In this exercise, return the whole listing exactly, excluding any images.
[Dataset excerpt start]
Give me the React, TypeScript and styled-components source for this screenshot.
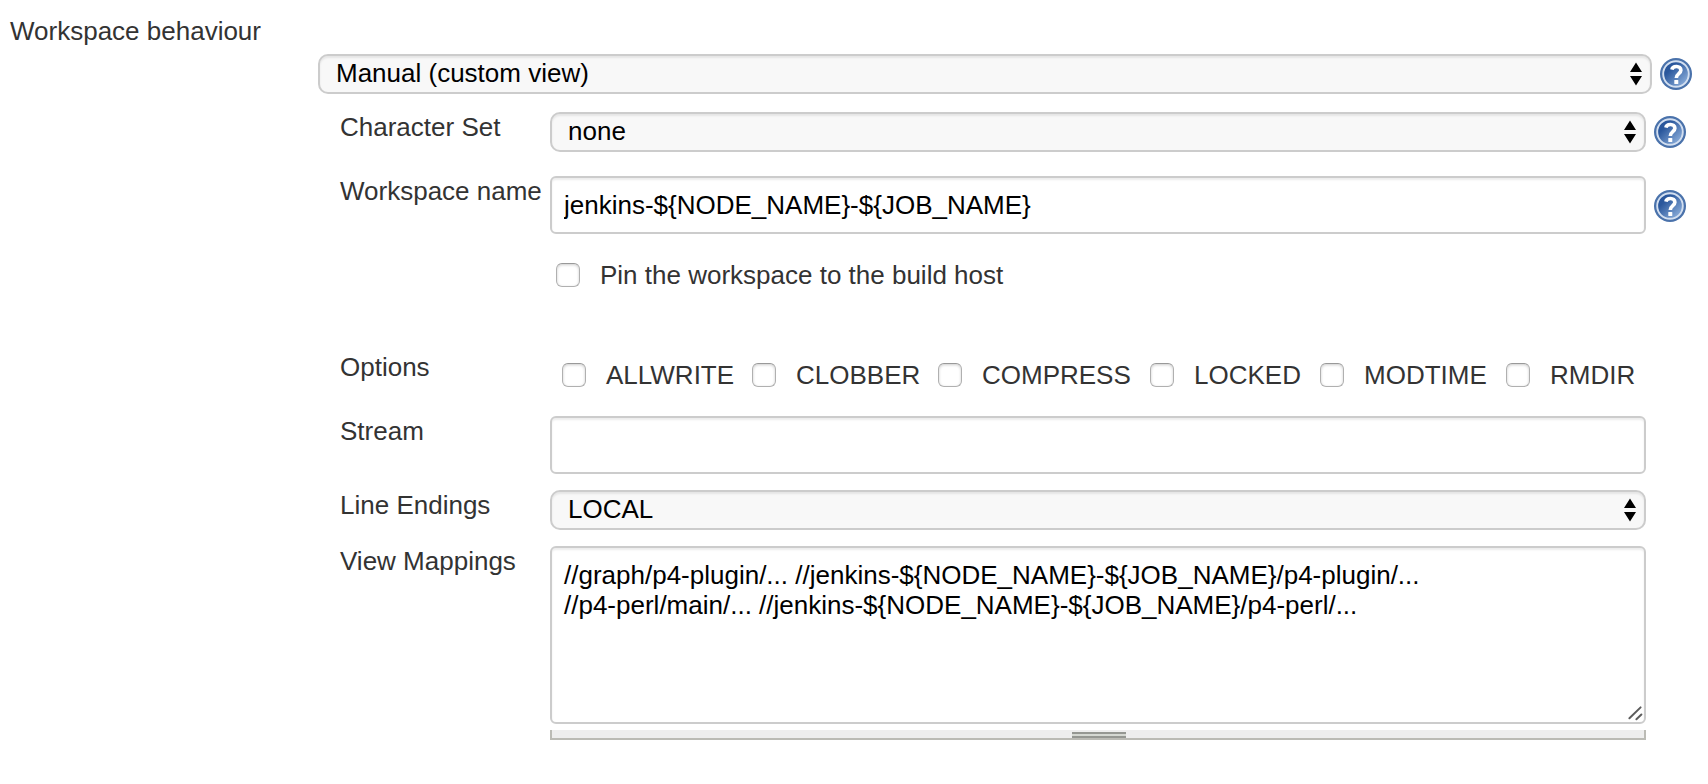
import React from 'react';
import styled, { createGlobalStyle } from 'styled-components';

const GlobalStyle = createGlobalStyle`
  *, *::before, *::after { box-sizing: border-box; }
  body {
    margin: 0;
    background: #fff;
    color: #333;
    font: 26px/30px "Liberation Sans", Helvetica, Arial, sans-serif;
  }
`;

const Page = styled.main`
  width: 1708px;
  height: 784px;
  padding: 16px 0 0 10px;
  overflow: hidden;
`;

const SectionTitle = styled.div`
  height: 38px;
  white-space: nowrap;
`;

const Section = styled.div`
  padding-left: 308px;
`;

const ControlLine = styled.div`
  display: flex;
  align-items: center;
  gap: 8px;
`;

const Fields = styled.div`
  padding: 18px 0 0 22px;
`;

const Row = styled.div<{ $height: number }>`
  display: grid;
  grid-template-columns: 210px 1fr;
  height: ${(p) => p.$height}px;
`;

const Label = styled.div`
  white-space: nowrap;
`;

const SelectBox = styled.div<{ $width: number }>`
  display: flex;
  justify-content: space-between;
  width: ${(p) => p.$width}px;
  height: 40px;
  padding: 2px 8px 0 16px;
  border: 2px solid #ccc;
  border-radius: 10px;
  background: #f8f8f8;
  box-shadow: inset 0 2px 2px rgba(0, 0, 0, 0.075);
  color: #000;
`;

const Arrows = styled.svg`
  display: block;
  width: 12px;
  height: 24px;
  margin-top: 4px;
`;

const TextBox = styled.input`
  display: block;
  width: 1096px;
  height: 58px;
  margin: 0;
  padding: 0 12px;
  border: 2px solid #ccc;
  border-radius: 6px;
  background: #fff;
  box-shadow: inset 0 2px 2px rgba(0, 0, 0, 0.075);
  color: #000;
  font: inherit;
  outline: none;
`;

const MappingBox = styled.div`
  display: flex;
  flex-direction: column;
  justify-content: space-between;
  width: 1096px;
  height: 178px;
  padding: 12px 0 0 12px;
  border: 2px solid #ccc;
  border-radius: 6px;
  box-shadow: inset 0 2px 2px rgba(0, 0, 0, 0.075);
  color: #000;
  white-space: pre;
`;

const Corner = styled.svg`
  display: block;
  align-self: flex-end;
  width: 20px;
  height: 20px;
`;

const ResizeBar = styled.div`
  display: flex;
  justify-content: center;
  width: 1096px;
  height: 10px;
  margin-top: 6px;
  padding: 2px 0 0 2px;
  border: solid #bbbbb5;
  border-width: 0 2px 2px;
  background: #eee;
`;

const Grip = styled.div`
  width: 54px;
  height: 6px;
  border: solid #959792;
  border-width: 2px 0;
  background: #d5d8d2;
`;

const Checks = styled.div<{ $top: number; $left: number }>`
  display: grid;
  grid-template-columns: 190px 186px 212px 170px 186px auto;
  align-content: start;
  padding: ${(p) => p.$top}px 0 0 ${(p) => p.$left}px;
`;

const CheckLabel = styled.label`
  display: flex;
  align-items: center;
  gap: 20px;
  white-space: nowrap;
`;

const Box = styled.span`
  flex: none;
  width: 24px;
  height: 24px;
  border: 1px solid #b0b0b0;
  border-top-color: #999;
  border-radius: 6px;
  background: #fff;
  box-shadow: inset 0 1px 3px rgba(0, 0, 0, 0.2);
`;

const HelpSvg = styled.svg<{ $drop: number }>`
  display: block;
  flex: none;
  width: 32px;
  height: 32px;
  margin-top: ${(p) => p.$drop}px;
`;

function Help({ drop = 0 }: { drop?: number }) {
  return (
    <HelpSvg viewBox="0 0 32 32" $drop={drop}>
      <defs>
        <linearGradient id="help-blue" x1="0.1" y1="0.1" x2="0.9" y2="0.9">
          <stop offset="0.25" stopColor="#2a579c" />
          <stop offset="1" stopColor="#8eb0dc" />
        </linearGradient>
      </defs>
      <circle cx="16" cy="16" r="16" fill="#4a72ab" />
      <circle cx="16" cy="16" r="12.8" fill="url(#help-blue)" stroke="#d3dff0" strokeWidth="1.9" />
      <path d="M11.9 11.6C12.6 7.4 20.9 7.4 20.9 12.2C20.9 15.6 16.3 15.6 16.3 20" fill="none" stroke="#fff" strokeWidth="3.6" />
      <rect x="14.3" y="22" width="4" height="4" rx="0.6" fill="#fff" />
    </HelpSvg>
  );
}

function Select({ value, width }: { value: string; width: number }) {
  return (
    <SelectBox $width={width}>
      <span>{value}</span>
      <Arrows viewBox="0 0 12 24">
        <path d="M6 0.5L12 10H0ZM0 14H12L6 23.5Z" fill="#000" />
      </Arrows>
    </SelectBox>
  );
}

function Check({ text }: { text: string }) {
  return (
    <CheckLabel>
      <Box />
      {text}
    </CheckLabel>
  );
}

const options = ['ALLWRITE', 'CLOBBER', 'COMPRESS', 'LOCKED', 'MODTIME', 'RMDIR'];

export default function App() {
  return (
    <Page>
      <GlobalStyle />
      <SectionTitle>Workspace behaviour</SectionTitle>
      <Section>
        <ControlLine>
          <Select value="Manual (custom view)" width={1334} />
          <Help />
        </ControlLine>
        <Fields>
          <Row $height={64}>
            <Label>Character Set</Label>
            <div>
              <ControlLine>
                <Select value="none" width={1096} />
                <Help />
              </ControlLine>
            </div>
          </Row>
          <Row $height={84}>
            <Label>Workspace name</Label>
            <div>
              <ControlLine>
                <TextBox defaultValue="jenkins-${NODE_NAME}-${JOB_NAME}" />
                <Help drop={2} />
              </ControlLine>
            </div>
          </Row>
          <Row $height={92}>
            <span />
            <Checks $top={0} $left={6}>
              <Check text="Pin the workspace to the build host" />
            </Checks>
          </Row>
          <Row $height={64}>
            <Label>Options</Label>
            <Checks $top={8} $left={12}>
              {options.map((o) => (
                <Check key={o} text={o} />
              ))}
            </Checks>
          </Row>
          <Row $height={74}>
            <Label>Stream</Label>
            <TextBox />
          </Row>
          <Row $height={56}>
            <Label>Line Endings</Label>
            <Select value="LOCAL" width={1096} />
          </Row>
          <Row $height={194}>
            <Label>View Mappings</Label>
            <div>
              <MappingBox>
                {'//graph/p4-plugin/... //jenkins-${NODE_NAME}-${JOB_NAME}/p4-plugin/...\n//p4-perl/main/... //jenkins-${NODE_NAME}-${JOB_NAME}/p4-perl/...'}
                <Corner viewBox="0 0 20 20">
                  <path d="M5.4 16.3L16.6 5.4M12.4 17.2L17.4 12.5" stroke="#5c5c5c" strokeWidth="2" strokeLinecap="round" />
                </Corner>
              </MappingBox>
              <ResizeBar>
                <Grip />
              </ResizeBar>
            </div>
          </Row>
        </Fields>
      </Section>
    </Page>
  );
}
[Dataset excerpt end]
Answer to this task –
Give me the React, TypeScript and styled-components source for this screenshot.
import React from 'react';
import styled, { createGlobalStyle } from 'styled-components';

const GlobalStyle = createGlobalStyle`
  *, *::before, *::after { box-sizing: border-box; }
  body {
    margin: 0;
    background: #fff;
    color: #333;
    font: 26px/30px "Liberation Sans", Helvetica, Arial, sans-serif;
  }
`;

const Page = styled.main`
  width: 1708px;
  height: 784px;
  padding: 16px 0 0 10px;
  overflow: hidden;
`;

const SectionTitle = styled.div`
  height: 38px;
  white-space: nowrap;
`;

const Section = styled.div`
  padding-left: 308px;
`;

const ControlLine = styled.div`
  display: flex;
  align-items: center;
  gap: 8px;
`;

const Fields = styled.div`
  padding: 18px 0 0 22px;
`;

const Row = styled.div<{ $height: number }>`
  display: grid;
  grid-template-columns: 210px 1fr;
  height: ${(p) => p.$height}px;
`;

const Label = styled.div`
  white-space: nowrap;
`;

const SelectBox = styled.div<{ $width: number }>`
  display: flex;
  justify-content: space-between;
  width: ${(p) => p.$width}px;
  height: 40px;
  padding: 2px 8px 0 16px;
  border: 2px solid #ccc;
  border-radius: 10px;
  background: #f8f8f8;
  box-shadow: inset 0 2px 2px rgba(0, 0, 0, 0.075);
  color: #000;
`;

const Arrows = styled.svg`
  display: block;
  width: 12px;
  height: 24px;
  margin-top: 4px;
`;

const TextBox = styled.input`
  display: block;
  width: 1096px;
  height: 58px;
  margin: 0;
  padding: 0 12px;
  border: 2px solid #ccc;
  border-radius: 6px;
  background: #fff;
  box-shadow: inset 0 2px 2px rgba(0, 0, 0, 0.075);
  color: #000;
  font: inherit;
  outline: none;
`;

const MappingBox = styled.div`
  display: flex;
  flex-direction: column;
  justify-content: space-between;
  width: 1096px;
  height: 178px;
  padding: 12px 0 0 12px;
  border: 2px solid #ccc;
  border-radius: 6px;
  box-shadow: inset 0 2px 2px rgba(0, 0, 0, 0.075);
  color: #000;
  white-space: pre;
`;

const Corner = styled.svg`
  display: block;
  align-self: flex-end;
  width: 20px;
  height: 20px;
`;

const ResizeBar = styled.div`
  display: flex;
  justify-content: center;
  width: 1096px;
  height: 10px;
  margin-top: 6px;
  padding: 2px 0 0 2px;
  border: solid #bbbbb5;
  border-width: 0 2px 2px;
  background: #eee;
`;

const Grip = styled.div`
  width: 54px;
  height: 6px;
  border: solid #959792;
  border-width: 2px 0;
  background: #d5d8d2;
`;

const Checks = styled.div<{ $top: number; $left: number }>`
  display: grid;
  grid-template-columns: 190px 186px 212px 170px 186px auto;
  align-content: start;
  padding: ${(p) => p.$top}px 0 0 ${(p) => p.$left}px;
`;

const CheckLabel = styled.label`
  display: flex;
  align-items: center;
  gap: 20px;
  white-space: nowrap;
`;

const Box = styled.span`
  flex: none;
  width: 24px;
  height: 24px;
  border: 1px solid #b0b0b0;
  border-top-color: #999;
  border-radius: 6px;
  background: #fff;
  box-shadow: inset 0 1px 3px rgba(0, 0, 0, 0.2);
`;

const HelpSvg = styled.svg<{ $drop: number }>`
  display: block;
  flex: none;
  width: 32px;
  height: 32px;
  margin-top: ${(p) => p.$drop}px;
`;

function Help({ drop = 0 }: { drop?: number }) {
  return (
    <HelpSvg viewBox="0 0 32 32" $drop={drop}>
      <defs>
        <linearGradient id="help-blue" x1="0.1" y1="0.1" x2="0.9" y2="0.9">
          <stop offset="0.25" stopColor="#2a579c" />
          <stop offset="1" stopColor="#8eb0dc" />
        </linearGradient>
      </defs>
      <circle cx="16" cy="16" r="16" fill="#4a72ab" />
      <circle cx="16" cy="16" r="12.8" fill="url(#help-blue)" stroke="#d3dff0" strokeWidth="1.9" />
      <path d="M11.9 11.6C12.6 7.4 20.9 7.4 20.9 12.2C20.9 15.6 16.3 15.6 16.3 20" fill="none" stroke="#fff" strokeWidth="3.6" />
      <rect x="14.3" y="22" width="4" height="4" rx="0.6" fill="#fff" />
    </HelpSvg>
  );
}

function Select({ value, width }: { value: string; width: number }) {
  return (
    <SelectBox $width={width}>
      <span>{value}</span>
      <Arrows viewBox="0 0 12 24">
        <path d="M6 0.5L12 10H0ZM0 14H12L6 23.5Z" fill="#000" />
      </Arrows>
    </SelectBox>
  );
}

function Check({ text }: { text: string }) {
  return (
    <CheckLabel>
      <Box />
      {text}
    </CheckLabel>
  );
}

const options = ['ALLWRITE', 'CLOBBER', 'COMPRESS', 'LOCKED', 'MODTIME', 'RMDIR'];

export default function App() {
  return (
    <Page>
      <GlobalStyle />
      <SectionTitle>Workspace behaviour</SectionTitle>
      <Section>
        <ControlLine>
          <Select value="Manual (custom view)" width={1334} />
          <Help />
        </ControlLine>
        <Fields>
          <Row $height={64}>
            <Label>Character Set</Label>
            <div>
              <ControlLine>
                <Select value="none" width={1096} />
                <Help />
              </ControlLine>
            </div>
          </Row>
          <Row $height={84}>
            <Label>Workspace name</Label>
            <div>
              <ControlLine>
                <TextBox defaultValue="jenkins-${NODE_NAME}-${JOB_NAME}" />
                <Help drop={2} />
              </ControlLine>
            </div>
          </Row>
          <Row $height={92}>
            <span />
            <Checks $top={0} $left={6}>
              <Check text="Pin the workspace to the build host" />
            </Checks>
          </Row>
          <Row $height={64}>
            <Label>Options</Label>
            <Checks $top={8} $left={12}>
              {options.map((o) => (
                <Check key={o} text={o} />
              ))}
            </Checks>
          </Row>
          <Row $height={74}>
            <Label>Stream</Label>
            <TextBox />
          </Row>
          <Row $height={56}>
            <Label>Line Endings</Label>
            <Select value="LOCAL" width={1096} />
          </Row>
          <Row $height={194}>
            <Label>View Mappings</Label>
            <div>
              <MappingBox>
                {'//graph/p4-plugin/... //jenkins-${NODE_NAME}-${JOB_NAME}/p4-plugin/...\n//p4-perl/main/... //jenkins-${NODE_NAME}-${JOB_NAME}/p4-perl/...'}
                <Corner viewBox="0 0 20 20">
                  <path d="M5.4 16.3L16.6 5.4M12.4 17.2L17.4 12.5" stroke="#5c5c5c" strokeWidth="2" strokeLinecap="round" />
                </Corner>
              </MappingBox>
              <ResizeBar>
                <Grip />
              </ResizeBar>
            </div>
          </Row>
        </Fields>
      </Section>
    </Page>
  );
}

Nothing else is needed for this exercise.